Quoz Arts Fest returns to Alserkal Avenue featuring regional talents

  • During the festival, visitors will be able to bring their creative designs to life on stone or camel leather at the high-end footwear brand Tamashee’s workshop
  • The program includes a free concert by Jordanian-Palestinian band 47Soul, the exhibition “New National Dish: UAE,” Reel Palestine Film Festival screenings, a contemporary dance performance by Sima Dance Company, and much more

DUBAI: More than 60 creatives will lead the two-day Quoz Arts Fest held on Jan. 24 and 25 in the UAE’s Alserkal Avenue, which will feature exhibitions, live music, contemporary dance performances, food trucks, outdoor art installations, film screenings, and educational seminars.

During the festival, visitors will be able to bring their creative designs to life on stone or camel leather at the high-end footwear brand Tamashee’s workshop, which explores the “contemporary application of ancient art and Arabian scripts of the Peninsula.”




Visitors will be able to bring their creative designs to life on stone or camel leather at the high-end footwear brand Tamashee’s workshop. (Supplied)
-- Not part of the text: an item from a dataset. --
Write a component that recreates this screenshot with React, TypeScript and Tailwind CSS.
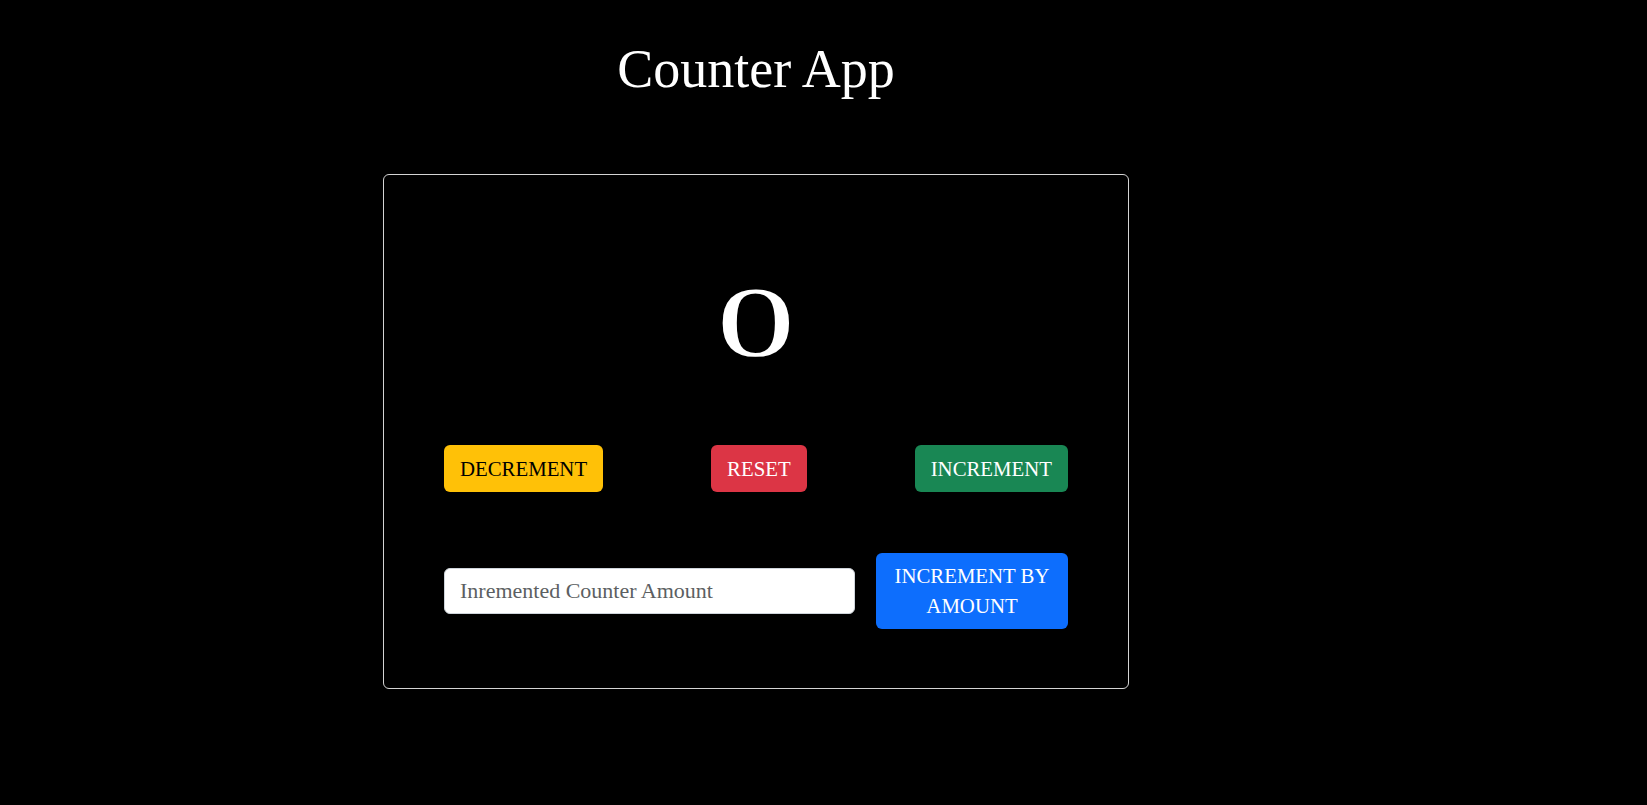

Tamashee, owned by Saudi entrepreneur Muneera Al Tamimi and Emirati Mohammed Kazim, will give visitors a chance to participate in a 12,000-year-old form of expression at heir activation wall, inspired by their “1441 H” collection, which references archeology, rock art, and ancient inscriptions of the Arabian Peninsula.

In its eighth edition, the festival explores the theme “In Search Of…,” with special programs including a free concert by Jordanian-Palestinian band 47Soul, the exhibition “New National Dish: UAE,” Reel Palestine Film Festival screenings, a contemporary dance performance by Sima Dance Company, and much more.

47Soul, who will take the stage in The Yard, on Jan. 24, combines traditional Dabke music with electronic beats. The band is best-known for creating the Shamstep, a combination of mijwiz–a Levantine folk musical style– and dubstep.




47Soul, who will take the stage in The Yard, on Jan. 24, combines traditional Dabke music with electronic beats. (Supplied)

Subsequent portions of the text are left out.